Background: We have a 2005 Deluxe Scamp 5er with front bath.
During a recent trip we discovered that our toilet was leaking badly whenever the Scamp was attached to a water supply. We had to disconnect the water from the Scamp to stop the leak for the rest of the trip. The suspected culprit was a cracked flush valve in the toilet pedal. The only way to check it out was to remove the toilet.
You will need: a flathead screwdriver (the shorter the better), a 7/16 box end wrench and slip joint pliers. Some rags and/or paper towels will come in handy.
Here is how we did it. It actually was not that difficult so don’t let the number of steps deter you. I’ve just detailed everything. I don’t have pictures for Part 1 - Removing the Toilet and Flush Valve but you can reference the reinstallation photos to get your bearings. It is helpful to have your SeaLand/Dometic Toilet Owner’s Manual handy too!

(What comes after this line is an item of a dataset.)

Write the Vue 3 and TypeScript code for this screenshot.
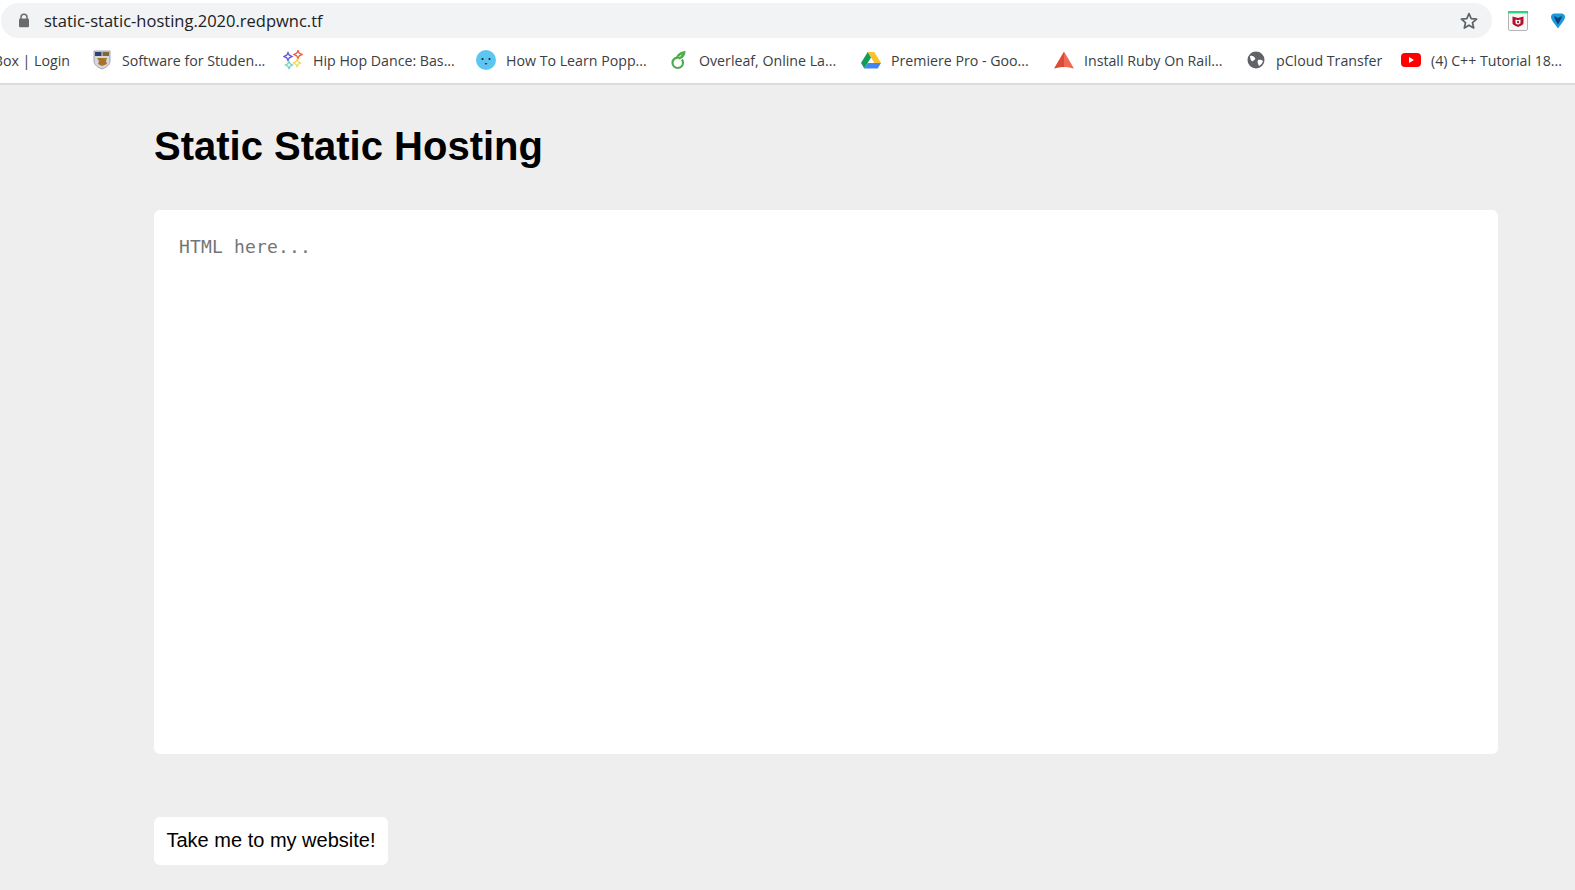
<script setup lang="ts">
import { ref } from 'vue'

const html = ref('')
</script>

<template>
  <div class="page">
    <header class="chrome">
      <div class="toolbar">
        <div class="omnibox">
          <svg class="lock" viewBox="0 0 12 15" width="12" height="15">
            <path d="M3 6V4.2a3 3 0 0 1 6 0V6" fill="none" stroke="#6a6b6d" stroke-width="1.5" />
            <rect x="1" y="5.6" width="10" height="8.6" rx="1.2" fill="#6a6b6d" />
          </svg>
          <span class="url">static-static-hosting.2020.redpwnc.tf</span>
          <svg class="star" viewBox="0 0 20 20" width="20" height="20">
            <path d="M10 2.6l2.2 5 5.4.5-4.1 3.6 1.2 5.3-4.7-2.8-4.7 2.8 1.2-5.3-4.1-3.6 5.4-.5z" fill="none" stroke="#5f6368" stroke-width="1.7" stroke-linejoin="round" />
          </svg>
        </div>
        <div class="extensions">
          <svg viewBox="0 0 20 20" width="20" height="20">
            <rect x="0.5" y="0.5" width="19" height="19" rx="1.5" fill="#f7f7f7" stroke="#b5b5b5" />
            <rect x="0" y="0" width="20" height="2.4" fill="#2fd67b" />
            <path d="M4.500 5.500L10 7l5.500-1.500V12c0 1.800-3 3-5.500 4-2.500-1-5.500-2.200-5.500-4z" fill="#b3122c" />
            <path d="M7.500 8.500l2.500.7 2.500-.7V12c0 .7-1.400 1.300-2.500 1.700-1.100-.4-2.500-1-2.500-1.700z" fill="#f7f7f7" />
            <path d="M9 10l1 .3 1-.3v1.800l-1 .5-1-.5z" fill="#b3122c" />
          </svg>
          <svg viewBox="0 0 18 20" width="18" height="20">
            <path d="M9 19.500C6 15 .5 9.500 .5 6 .5 3 3 1 5 1h8c2 0 4.500 2 4.500 5 0 3.500-5.500 9-8.500 13.500z" fill="#fff" />
            <path d="M9 17.500C6.500 13.500 2 9 2 6c0-2 1.500-3.500 3.500-3.500h7C14.500 2.500 16 4 16 6c0 3-4.500 7.500-7 11.500z" fill="#1a98d8" />
            <path d="M5 5.500c1.500 0 3 .5 4 2 1-1.500 2.500-2 4-2-1 2.500-2.500 5.500-4 8-1.500-2.500-3-5.500-4-8z" fill="#0d3f78" />
          </svg>
        </div>
      </div>

      <nav class="bookmarks">
        <a class="mark clipped"><span>Box | Login</span></a>
        <a class="mark">
          <svg viewBox="0 0 18 20" width="18" height="20">
            <path d="M1 1h16v10c0 4-4 6.500-8 8-4-1.500-8-4-8-8z" fill="#d6d8df" stroke="#8e93a3" stroke-width=".8" />
            <rect x="2" y="2" width="6.500" height="4" fill="#33406f" />
            <rect x="9.500" y="2" width="6.500" height="4" fill="#7c6a3a" />
            <path d="M4 8h10l-1 3 1 3-5 2-4-2 1-3z" fill="#a8742a" />
          </svg>
          <span>Software for Studen...</span>
        </a>
        <a class="mark">
          <svg viewBox="0 0 20 20" width="20" height="20" fill="none" stroke-width="1.300">
            <path d="M5 2.500l1.300 2.700L9 6.500 6.300 7.800 5 10.500 3.700 7.800 1 6.500l2.700-1.300z" stroke="#5b57e0" />
            <path d="M15 0.500l1.300 2.700L19 4.500l-2.700 1.300L15 8.500l-1.300-2.700L11 4.500l2.700-1.300z" stroke="#ef5a3c" />
            <path d="M6 11.500l1.200 2.300 2.300 1.200-2.300 1.200L6 18.500l-1.200-2.300L2.500 15l2.300-1.200z" stroke="#6fd0c6" />
            <path d="M14 9.500l1.200 2.300 2.300 1.200-2.300 1.200-1.200 2.300-1.200-2.300-2.300-1.200 2.300-1.200z" stroke="#f2d84e" />
          </svg>
          <span>Hip Hop Dance: Bas...</span>
        </a>
        <a class="mark">
          <svg viewBox="0 0 20 20" width="20" height="20">
            <circle cx="10" cy="10" r="10" fill="#5cc6f2" />
            <circle cx="6.500" cy="9" r="1.100" fill="#123" />
            <circle cx="13.500" cy="9" r="1.100" fill="#123" />
            <path d="M8.500 13h3l-1.500 2z" fill="#7a1f2b" />
          </svg>
          <span>How To Learn Popp...</span>
        </a>
        <a class="mark">
          <svg viewBox="0 0 20 20" width="20" height="20" fill="none">
            <path d="M11 7.800C7 6.800 3.500 9 3.500 12.800c0 3 2.400 5.200 5.200 5.200 3 0 5.300-2.300 5.300-5.200 0-1.300-.4-2.400-1.100-3.300" stroke="#4cae4c" stroke-width="2.200" />
            <path d="M6.500 9C7.500 4.500 11 1.500 16.500 1c.3 4-2.500 8-7 8.500 1-2.500 2.500-4 4-5-2.500 1-5 2.500-7 4.500z" fill="#4cae4c" />
          </svg>
          <span>Overleaf, Online La...</span>
        </a>
        <a class="mark">
          <svg viewBox="0 0 20 18" width="20" height="18">
            <path d="M6.700 1h6.600l6.700 11h-6.700z" fill="#fbc02d" />
            <path d="M6.700 1L0 12l3.300 5.500L10 6.400z" fill="#0f9d58" />
            <path d="M6.700 12H20l-3.300 5.500H3.300z" fill="#4285f4" />
          </svg>
          <span>Premiere Pro - Goo...</span>
        </a>
        <a class="mark">
          <svg viewBox="0 0 20 18" width="20" height="18">
            <path d="M10 .5L20 17.500l-7.500-1.500H10z" fill="#ee6a52" />
            <path d="M10 .5L0 17.500l7.500-1.500H10z" fill="#dd4a35" />
          </svg>
          <span>Install Ruby On Rail...</span>
        </a>
        <a class="mark">
          <svg viewBox="0 0 18 18" width="18" height="18">
            <circle cx="9" cy="9" r="8.500" fill="#5f6368" />
            <path d="M3 5c2-.5 4 .5 5 2s-1 2-2 3-3-1-3-5zM11 9c2-.5 4 0 5 1-.5 2-2 4-4 5-1-2-2-4-1-6z" fill="#fff" />
          </svg>
          <span>pCloud Transfer</span>
        </a>
        <a class="mark">
          <svg viewBox="0 0 20 14" width="20" height="14">
            <rect width="20" height="14" rx="4" fill="#f00" />
            <path d="M8 4l5 3-5 3z" fill="#fff" />
          </svg>
          <span>(4) C++ Tutorial 18...</span>
        </a>
      </nav>
    </header>

    <main class="content">
      <h1>Static Static Hosting</h1>
      <textarea v-model="html" placeholder="HTML here..." spellcheck="false"></textarea>
      <button type="button">Take me to my website!</button>
    </main>
  </div>
</template>

<style>
html,
body {
  margin: 0;
  background: #eee;
}
</style>

<style scoped>
.page {
  height: 890px;
  overflow: hidden;
  background: #eee;
}

.chrome {
  background: #fff;
  border-bottom: 2px solid #dadce0;
  height: 83px;
}

.toolbar {
  display: flex;
  align-items: center;
  height: 41px;
}

.omnibox {
  display: flex;
  align-items: center;
  height: 35px;
  width: 1491px;
  margin-left: 1px;
  padding: 0 13px 0 17px;
  box-sizing: border-box;
  background: #f1f3f4;
  border-radius: 18px;
}

.url {
  flex: 1;
  margin-left: 14px;
  font: 16.5px "Open Sans", sans-serif;
  color: #202124;
}

.extensions {
  display: flex;
  align-items: center;
  gap: 21px;
  margin-left: 16px;
}

.bookmarks {
  display: grid;
  grid-template-columns: 70px 191px 193px 193px 192px 193px 192px 155px 170px;
  align-items: center;
  height: 38px;
  overflow: hidden;
}

.mark {
  display: flex;
  align-items: center;
  gap: 10px;
  white-space: nowrap;
  font: 14.2px "Open Sans", sans-serif;
  color: #3c4043;
}

.mark svg {
  flex: none;
  width: 20px;
}

.mark:not(.clipped) {
  margin-left: 22px;
}

.clipped {
  justify-content: flex-end;
  overflow: hidden;
}

.content {
  display: flex;
  flex-direction: column;
  align-items: flex-start;
  padding: 0 77px 0 154px;
}

h1 {
  margin: 36px 0 39px;
  font: bold 40px/50px "Liberation Sans", sans-serif;
  color: #000;
}

textarea {
  display: block;
  width: 100%;
  height: 544px;
  padding: 25px;
  box-sizing: border-box;
  border: none;
  border-radius: 6px;
  outline: none;
  resize: none;
  background: #fff;
  font: 18px/24px "DejaVu Sans Mono", monospace;
  letter-spacing: 0.17px;
  color: #222;
}

textarea::placeholder {
  color: #757575;
}

button {
  margin-top: 63px;
  height: 48px;
  padding: 0 12.5px 2px;
  border: none;
  border-radius: 6px;
  background: #fff;
  font: 20px "Liberation Sans", sans-serif;
  color: #000;
}
</style>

PART 1 - REMOVING THE TOILET AND FLUSH VALVE:
1. Disconnect the Scamp from any water supply. Flush as much water out of the toilet as possible so you won’t have water spilling out of hoses when you disconnect them from the toilet and remove the whole thing.
2. There is a hose that goes from the pedal to the back top of the toilet which supplies water into the tank when you lift the pedal. The hose is attached to a boxy contraption with a hose clamp. No need to mess with that clamp – leave it attached to the boxy thing. That boxy thing is the vacuum breaker kit and it is just pushed into a hole at the top back of the toilet. Disconnect it from the toilet by just pulling the vacuum breaker kit straight back. It should just pull out. You will ultimately need to disconnect this hose from the flush valve in the pedal but that is easier to do once the toilet is off and you can get into the pedal area.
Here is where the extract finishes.